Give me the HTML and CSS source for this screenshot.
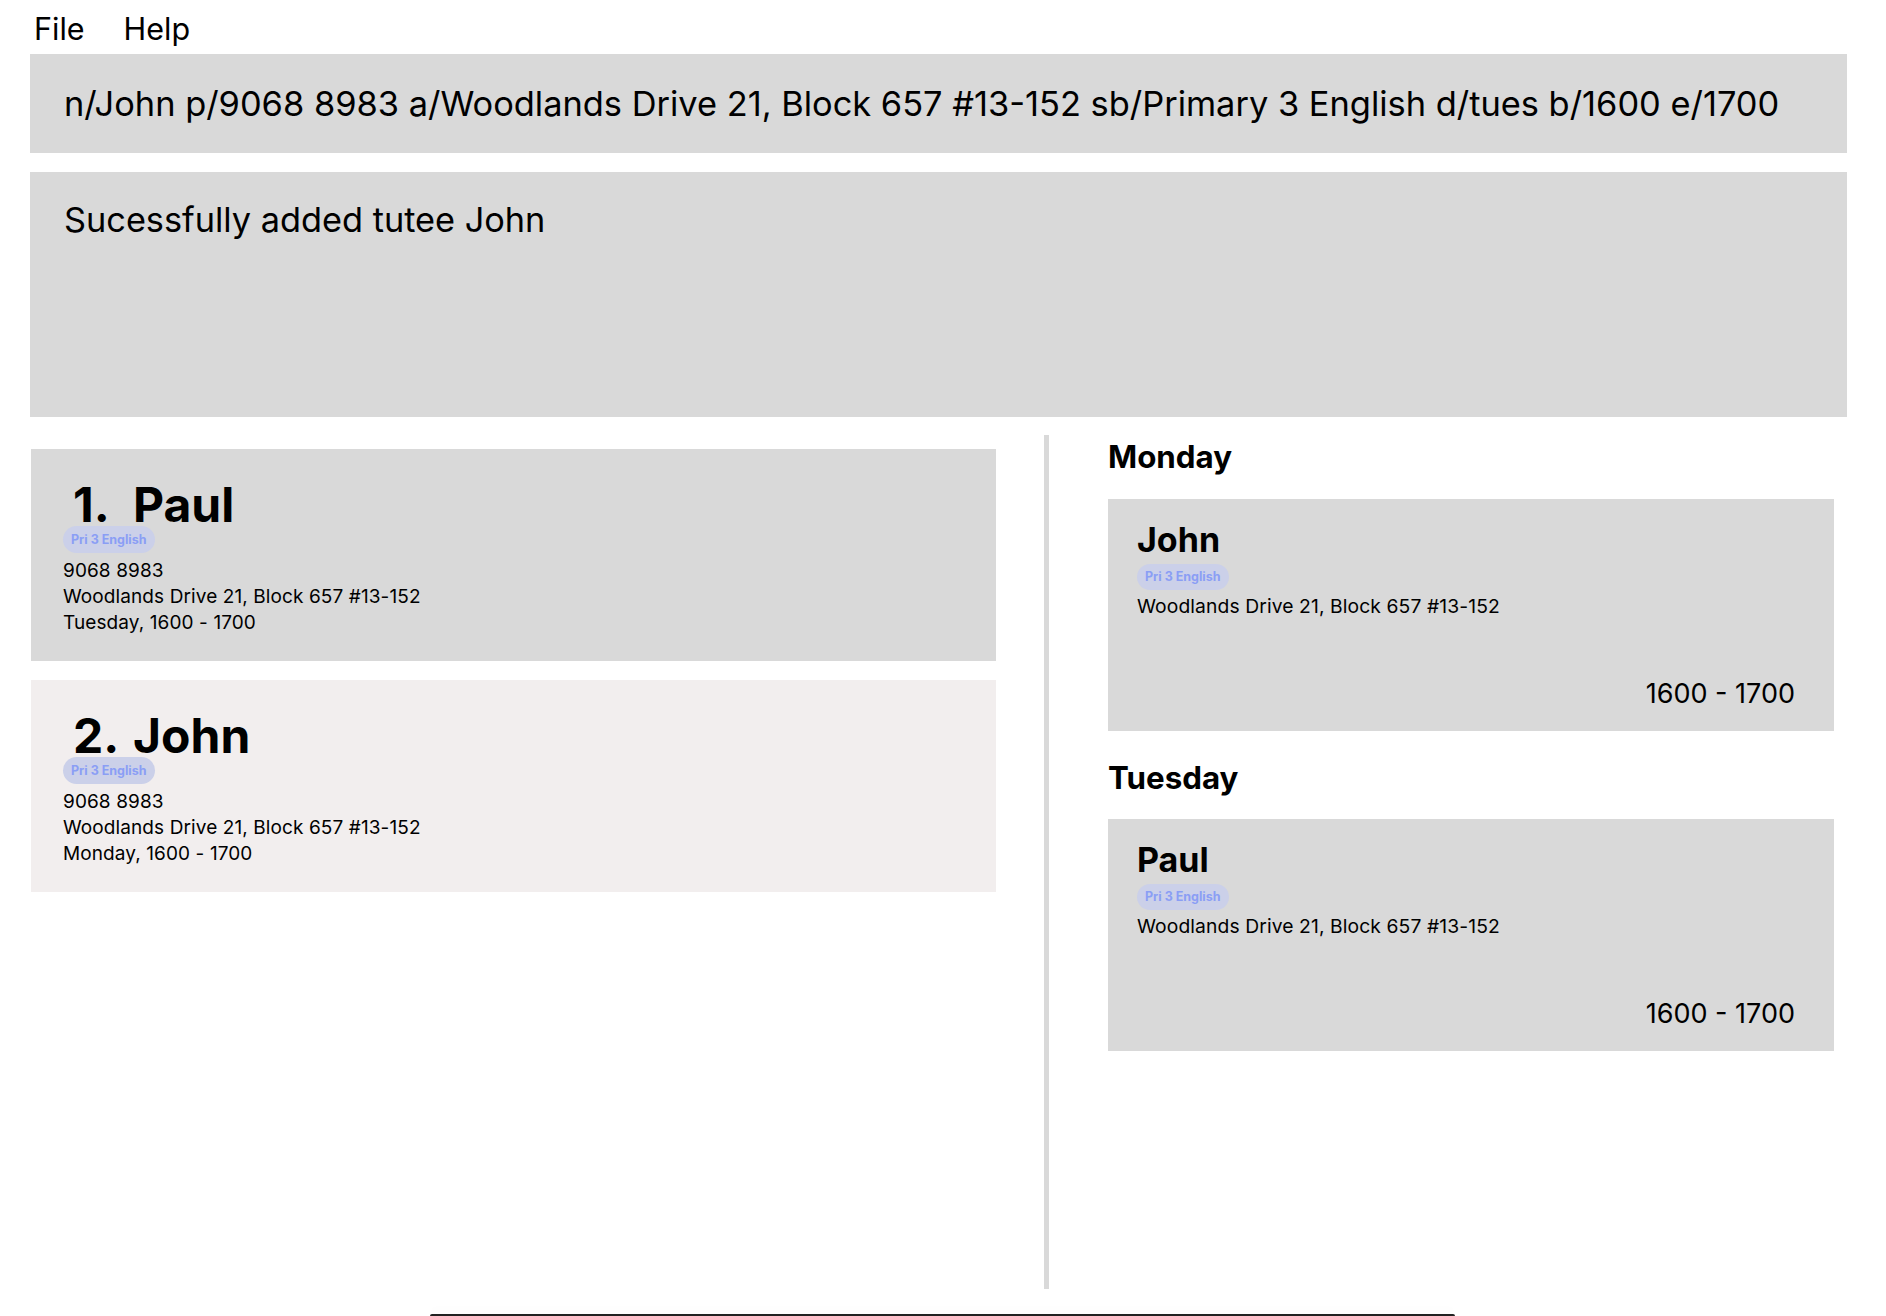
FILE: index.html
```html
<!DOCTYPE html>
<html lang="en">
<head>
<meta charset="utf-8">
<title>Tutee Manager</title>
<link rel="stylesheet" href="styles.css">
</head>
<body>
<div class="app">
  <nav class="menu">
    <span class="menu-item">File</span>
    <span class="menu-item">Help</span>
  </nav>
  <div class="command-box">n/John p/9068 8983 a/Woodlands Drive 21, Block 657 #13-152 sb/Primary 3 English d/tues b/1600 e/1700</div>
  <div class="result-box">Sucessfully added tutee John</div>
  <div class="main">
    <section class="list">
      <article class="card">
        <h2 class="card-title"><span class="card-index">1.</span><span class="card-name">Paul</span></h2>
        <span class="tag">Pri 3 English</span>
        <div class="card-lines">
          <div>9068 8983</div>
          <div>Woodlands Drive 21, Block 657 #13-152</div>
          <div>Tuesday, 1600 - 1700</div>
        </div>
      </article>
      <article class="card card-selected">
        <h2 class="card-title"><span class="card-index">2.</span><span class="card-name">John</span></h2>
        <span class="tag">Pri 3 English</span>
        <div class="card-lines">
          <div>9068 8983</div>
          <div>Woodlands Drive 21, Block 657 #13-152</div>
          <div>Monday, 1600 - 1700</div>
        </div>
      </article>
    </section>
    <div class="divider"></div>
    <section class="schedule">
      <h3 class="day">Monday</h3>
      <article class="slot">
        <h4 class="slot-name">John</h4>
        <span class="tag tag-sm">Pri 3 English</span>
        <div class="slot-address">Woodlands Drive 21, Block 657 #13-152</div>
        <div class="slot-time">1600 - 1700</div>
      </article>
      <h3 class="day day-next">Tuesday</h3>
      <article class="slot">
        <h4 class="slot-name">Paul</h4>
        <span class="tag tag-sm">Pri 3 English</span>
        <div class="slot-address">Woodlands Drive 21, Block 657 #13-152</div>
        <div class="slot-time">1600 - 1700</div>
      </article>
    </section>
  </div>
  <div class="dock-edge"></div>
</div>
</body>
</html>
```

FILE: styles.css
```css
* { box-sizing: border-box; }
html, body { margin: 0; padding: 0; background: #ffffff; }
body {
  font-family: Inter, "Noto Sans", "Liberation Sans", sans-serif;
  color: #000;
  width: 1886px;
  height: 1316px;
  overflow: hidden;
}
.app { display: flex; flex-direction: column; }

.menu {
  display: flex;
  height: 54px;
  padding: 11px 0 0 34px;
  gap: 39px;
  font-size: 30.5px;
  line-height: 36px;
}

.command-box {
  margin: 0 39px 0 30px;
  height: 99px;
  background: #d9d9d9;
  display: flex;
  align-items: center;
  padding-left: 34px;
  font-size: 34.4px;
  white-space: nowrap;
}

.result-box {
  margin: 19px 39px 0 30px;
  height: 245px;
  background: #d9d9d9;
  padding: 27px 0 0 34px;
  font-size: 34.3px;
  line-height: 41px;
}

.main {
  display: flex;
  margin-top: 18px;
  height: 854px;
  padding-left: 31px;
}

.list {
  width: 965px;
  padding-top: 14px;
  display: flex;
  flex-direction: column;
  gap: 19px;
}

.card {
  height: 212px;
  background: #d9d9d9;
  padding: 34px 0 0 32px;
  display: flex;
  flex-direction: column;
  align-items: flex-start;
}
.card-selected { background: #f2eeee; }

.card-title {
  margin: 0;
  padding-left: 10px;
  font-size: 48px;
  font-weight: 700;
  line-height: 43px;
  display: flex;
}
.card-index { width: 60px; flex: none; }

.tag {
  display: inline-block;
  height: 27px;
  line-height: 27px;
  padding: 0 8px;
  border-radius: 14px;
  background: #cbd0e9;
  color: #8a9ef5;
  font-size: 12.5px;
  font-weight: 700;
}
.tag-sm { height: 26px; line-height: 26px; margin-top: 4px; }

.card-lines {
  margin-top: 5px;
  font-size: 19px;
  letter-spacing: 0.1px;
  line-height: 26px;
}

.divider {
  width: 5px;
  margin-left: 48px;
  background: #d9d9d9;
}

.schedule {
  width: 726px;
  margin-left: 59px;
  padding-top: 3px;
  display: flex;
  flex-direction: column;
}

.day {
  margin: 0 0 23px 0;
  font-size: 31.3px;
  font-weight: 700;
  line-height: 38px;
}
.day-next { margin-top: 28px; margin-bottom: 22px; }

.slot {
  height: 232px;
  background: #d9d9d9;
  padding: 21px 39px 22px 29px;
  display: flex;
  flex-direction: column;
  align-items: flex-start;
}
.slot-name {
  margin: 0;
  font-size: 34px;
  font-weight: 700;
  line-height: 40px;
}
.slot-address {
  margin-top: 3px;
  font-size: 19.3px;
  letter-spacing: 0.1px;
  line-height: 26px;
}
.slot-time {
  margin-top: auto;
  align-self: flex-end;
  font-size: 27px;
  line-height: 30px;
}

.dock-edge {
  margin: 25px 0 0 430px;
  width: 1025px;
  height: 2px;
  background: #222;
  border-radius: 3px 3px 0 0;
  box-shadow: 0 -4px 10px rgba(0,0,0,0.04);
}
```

^^^^

Request »
Repeat the listing in full and exactly. Do not include any images.

Written solution »
Give me the HTML and CSS source for this screenshot.
FILE: index.html
```html
<!DOCTYPE html>
<html lang="en">
<head>
<meta charset="utf-8">
<title>Tutee Manager</title>
<link rel="stylesheet" href="styles.css">
</head>
<body>
<div class="app">
  <nav class="menu">
    <span class="menu-item">File</span>
    <span class="menu-item">Help</span>
  </nav>
  <div class="command-box">n/John p/9068 8983 a/Woodlands Drive 21, Block 657 #13-152 sb/Primary 3 English d/tues b/1600 e/1700</div>
  <div class="result-box">Sucessfully added tutee John</div>
  <div class="main">
    <section class="list">
      <article class="card">
        <h2 class="card-title"><span class="card-index">1.</span><span class="card-name">Paul</span></h2>
        <span class="tag">Pri 3 English</span>
        <div class="card-lines">
          <div>9068 8983</div>
          <div>Woodlands Drive 21, Block 657 #13-152</div>
          <div>Tuesday, 1600 - 1700</div>
        </div>
      </article>
      <article class="card card-selected">
        <h2 class="card-title"><span class="card-index">2.</span><span class="card-name">John</span></h2>
        <span class="tag">Pri 3 English</span>
        <div class="card-lines">
          <div>9068 8983</div>
          <div>Woodlands Drive 21, Block 657 #13-152</div>
          <div>Monday, 1600 - 1700</div>
        </div>
      </article>
    </section>
    <div class="divider"></div>
    <section class="schedule">
      <h3 class="day">Monday</h3>
      <article class="slot">
        <h4 class="slot-name">John</h4>
        <span class="tag tag-sm">Pri 3 English</span>
        <div class="slot-address">Woodlands Drive 21, Block 657 #13-152</div>
        <div class="slot-time">1600 - 1700</div>
      </article>
      <h3 class="day day-next">Tuesday</h3>
      <article class="slot">
        <h4 class="slot-name">Paul</h4>
        <span class="tag tag-sm">Pri 3 English</span>
        <div class="slot-address">Woodlands Drive 21, Block 657 #13-152</div>
        <div class="slot-time">1600 - 1700</div>
      </article>
    </section>
  </div>
  <div class="dock-edge"></div>
</div>
</body>
</html>
```

FILE: styles.css
```css
* { box-sizing: border-box; }
html, body { margin: 0; padding: 0; background: #ffffff; }
body {
  font-family: Inter, "Noto Sans", "Liberation Sans", sans-serif;
  color: #000;
  width: 1886px;
  height: 1316px;
  overflow: hidden;
}
.app { display: flex; flex-direction: column; }

.menu {
  display: flex;
  height: 54px;
  padding: 11px 0 0 34px;
  gap: 39px;
  font-size: 30.5px;
  line-height: 36px;
}

.command-box {
  margin: 0 39px 0 30px;
  height: 99px;
  background: #d9d9d9;
  display: flex;
  align-items: center;
  padding-left: 34px;
  font-size: 34.4px;
  white-space: nowrap;
}

.result-box {
  margin: 19px 39px 0 30px;
  height: 245px;
  background: #d9d9d9;
  padding: 27px 0 0 34px;
  font-size: 34.3px;
  line-height: 41px;
}

.main {
  display: flex;
  margin-top: 18px;
  height: 854px;
  padding-left: 31px;
}

.list {
  width: 965px;
  padding-top: 14px;
  display: flex;
  flex-direction: column;
  gap: 19px;
}

.card {
  height: 212px;
  background: #d9d9d9;
  padding: 34px 0 0 32px;
  display: flex;
  flex-direction: column;
  align-items: flex-start;
}
.card-selected { background: #f2eeee; }

.card-title {
  margin: 0;
  padding-left: 10px;
  font-size: 48px;
  font-weight: 700;
  line-height: 43px;
  display: flex;
}
.card-index { width: 60px; flex: none; }

.tag {
  display: inline-block;
  height: 27px;
  line-height: 27px;
  padding: 0 8px;
  border-radius: 14px;
  background: #cbd0e9;
  color: #8a9ef5;
  font-size: 12.5px;
  font-weight: 700;
}
.tag-sm { height: 26px; line-height: 26px; margin-top: 4px; }

.card-lines {
  margin-top: 5px;
  font-size: 19px;
  letter-spacing: 0.1px;
  line-height: 26px;
}

.divider {
  width: 5px;
  margin-left: 48px;
  background: #d9d9d9;
}

.schedule {
  width: 726px;
  margin-left: 59px;
  padding-top: 3px;
  display: flex;
  flex-direction: column;
}

.day {
  margin: 0 0 23px 0;
  font-size: 31.3px;
  font-weight: 700;
  line-height: 38px;
}
.day-next { margin-top: 28px; margin-bottom: 22px; }

.slot {
  height: 232px;
  background: #d9d9d9;
  padding: 21px 39px 22px 29px;
  display: flex;
  flex-direction: column;
  align-items: flex-start;
}
.slot-name {
  margin: 0;
  font-size: 34px;
  font-weight: 700;
  line-height: 40px;
}
.slot-address {
  margin-top: 3px;
  font-size: 19.3px;
  letter-spacing: 0.1px;
  line-height: 26px;
}
.slot-time {
  margin-top: auto;
  align-self: flex-end;
  font-size: 27px;
  line-height: 30px;
}

.dock-edge {
  margin: 25px 0 0 430px;
  width: 1025px;
  height: 2px;
  background: #222;
  border-radius: 3px 3px 0 0;
  box-shadow: 0 -4px 10px rgba(0,0,0,0.04);
}
```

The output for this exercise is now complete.